Walter Reed National Military Medical Center Earns Award for LGBT-inclusive Policies
The Walter Reed National Military Medical Center, the storied healthcare facility of U.S. presidents and wounded warriors, is making history again, becoming the first U.S. active military medical facility to earn the Human Rights Campaign (HRC) Foundation’s Leader in LGBT Healthcare Equality designation.
The world’s largest military hospital is joined this year by a growing number of healthcare facilities in the South in embracing LGBT-inclusive policies and practice, according to a report released today by the HRC Foundation.
“We are thrilled that a record number of healthcare facilities — from Walter Reed National Military Medical Center to an increasing number of hospitals in the South — have committed to providing fully LGBT-inclusive healthcare for the patients they care for each year, as well as to protecting their LGBT workers from discrimination,” said HRC President Chad Griffin. “Over the last several years, our nation has made substantial progress on LGBT equality, including historic gains in the availability of full-inclusive healthcare.”
“I commend leaders of these inclusive facilities for using HRC’s Healthcare Equality Index as a roadmap, and for advancing equality in health care for our nation’s LGBT patients, their families, and for medical providers and caregivers,” Griffin said. “We still have much work to do to achieve full equality, but today we have a record number of leaders setting an example for other healthcare facilities across our nation.”
A record 2,061 healthcare facilities are rated in the HRC Foundation’s 2016 HEI survey, up 37 percent from the last survey. And an unprecedented 496 healthcare centers from all regions of the U.S. earned the Leader in LGBT Healthcare Equality designation this year, with substantial gains in the South — including in Alabama, where three major Birmingham-area facilities were awarded leader status for the first time.
While every region of the country saw an increase in the number of medical facilities earning HEI leader status this year, the South stepped up with the second highest number of new leaders. It now ranks second only to the Northeast region in the number of hospitals and healthcare facilities committing to LGBT-competent and inclusive care.
Walter Reed, which admits more than 13,000 service members annually to its facilities and treats nearly 30,000 each year in its emergency department, joins the nation’s system of veterans hospitals as a Leader in LGBT Healthcare Equality. The U.S. Veterans Health Administration and an overwhelming majority of its hospitals began participating in the Healthcare Equality Index (HEI) in 2013.
To earn healthcare leader status, facilities must have established LGBT-inclusive patient non-discrimination policies, as well as employment non-discrimination policies that are fully LGBT-inclusive. They also ensure equal visitation rights for LGBT people, patients and families; and their staff members participate in training in LGBT patient-centered care.
“Walter Reed joins diverse healthcare facilities across the U.S. that are making tremendous strides toward LGBT patient-centered care,” said Tari Hanneman, author of the HEI and Deputy Director of the HRC Foundation’s Health and Aging Program. “In unprecedented numbers, they are committing to fully LGBT-inclusive policies for both their patients and their employees.”

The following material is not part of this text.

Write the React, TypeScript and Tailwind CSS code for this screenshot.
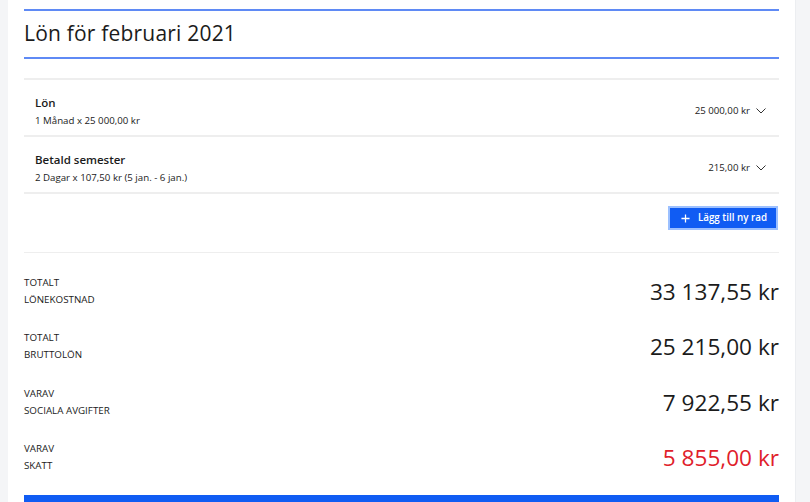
import React from "react";

const rows = [
  { title: "Lön", sub: "1 Månad x 25 000,00 kr", value: "25 000,00 kr" },
  { title: "Betald semester", sub: "2 Dagar x 107,50 kr (5 jan. - 6 jan.)", value: "215,00 kr" },
];

const totals = [
  { a: "TOTALT", b: "LÖNEKOSTNAD", v: "33 137,55 kr", red: false },
  { a: "TOTALT", b: "BRUTTOLÖN", v: "25 215,00 kr", red: false },
  { a: "VARAV", b: "SOCIALA AVGIFTER", v: "7 922,55 kr", red: false },
  { a: "VARAV", b: "SKATT", v: "5 855,00 kr", red: true },
];

function Chevron() {
  return (
    <svg width="10" height="6" viewBox="0 0 10 6" fill="none" className="ml-[6px]">
      <path d="M0.5 0.5L5 5L9.5 0.5" stroke="#333" strokeWidth="1" />
    </svg>
  );
}

export default function App() {
  return (
    <div
      className="flex w-[810px] h-[502px] overflow-hidden bg-white text-[#1b1b1b]"
      style={{ fontFamily: '"Open Sans", "Noto Sans", sans-serif' }}
    >
      <div className="w-[8px] shrink-0 bg-[#f4f5f7]" />
      <div className="flex-1 px-[16px] pt-[9px]">
        <div className="h-[2px] bg-[#5f8af5]" />
        <h1 className="h-[46px] flex items-center text-[21px] tracking-[0.2px] font-normal text-[#1b1b1b]">
          Lön för februari 2021
        </h1>
        <div className="h-[2px] bg-[#5f8af5]" />
        <div className="h-[19px]" />
        <div className="h-[2px] bg-[#eeeeee]" />
        {rows.map((r) => (
          <div key={r.title} className="h-[57px] pt-[8px] flex items-center justify-between px-[11px] border-b-2 border-[#eeeeee]">
            <div className="flex flex-col">
              <div className="text-[11.5px] font-semibold leading-[18px]">{r.title}</div>
              <div className="text-[9.7px] font-medium leading-[18px]">{r.sub}</div>
            </div>
            <div className="flex items-center text-[9.7px] font-medium pr-[2px]">
              {r.value}
              <Chevron />
            </div>
          </div>
        ))}
        <div className="h-[59px] flex items-start justify-end pt-[12px] pr-[1px] border-b border-[#eeeeee]">
          <button className="h-[24px] pl-[11px] pr-[9px] flex items-center gap-[8px] bg-[#105cf3] text-white text-[9.8px] font-semibold border-2 border-[#9cc0ff]">
            <svg width="9" height="9" viewBox="0 0 10 10">
              <path d="M5 0.5V9.5M0.5 5H9.5" stroke="white" strokeWidth="1.4" />
            </svg>
            Lägg till ny rad
          </button>
        </div>
        <div className="pt-[13px]">
          {totals.map((t) => (
            <div key={t.b} className="h-[55.5px] flex items-center justify-between">
              <div className="flex flex-col text-[9.8px] font-medium leading-[17px] pb-[6px]">
                <span>{t.a}</span>
                <span>{t.b}</span>
              </div>
              <div className={`text-[22.6px] pb-[4px] ${t.red ? "text-[#e0202a]" : "text-[#1b1b1b]"}`}>{t.v}</div>
            </div>
          ))}
        </div>
        <div className="h-[10px] bg-[#105cf3] mt-[7px]" />
      </div>
      <div className="w-[15px] shrink-0 bg-[#f4f5f7] border-l border-[#eceef1]" />
    </div>
  );
}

Leadership shown by Walter Reed, the nation’s veterans hospitals, and other medical facilities embracing LGBT inclusion is sorely needed. While a record number of healthcare centers earned leader designation this year, too many continue to fall short in providing vital patient and employee non-discrimination protections.
Nearly half of the facilities that were independently researched by HRC Foundation staff performed poorly, particularly in the area of non-discrimination policies: only 58 percent have patient non-discrimination policies that include both sexual orientation and gender identity; and just 53 percent have LGBT-inclusive employment non-discrimination policies.
And four states have no facilities earning leader status this year: Alaska, Idaho, Oklahoma, and Wyoming.
The HEI’s findings demonstrate the patchwork of protections nationwide for LGBT patients and their families, as well as LGBT healthcare facility employees, underscoring the need for uniform federal non-discrimination protections. LGBT Americans are facing a harsh choice between healthcare facilities that have policies that guarantee them equal care, and those that have consistently failed to take steps to ensure all patients receive inclusive, compassionate and respectful care.
The good news? The number of active HEI participants continues to grow, and their leaders are striving to meet HRC’s criteria for equal treatment of LGBT patients, as well as employees, and are succeeding. Many are going well beyond the survey’s criteria to do right by all their patients and workers by adopting additional HRC-recommended best practices, including offering employees trans-inclusive health insurance coverage.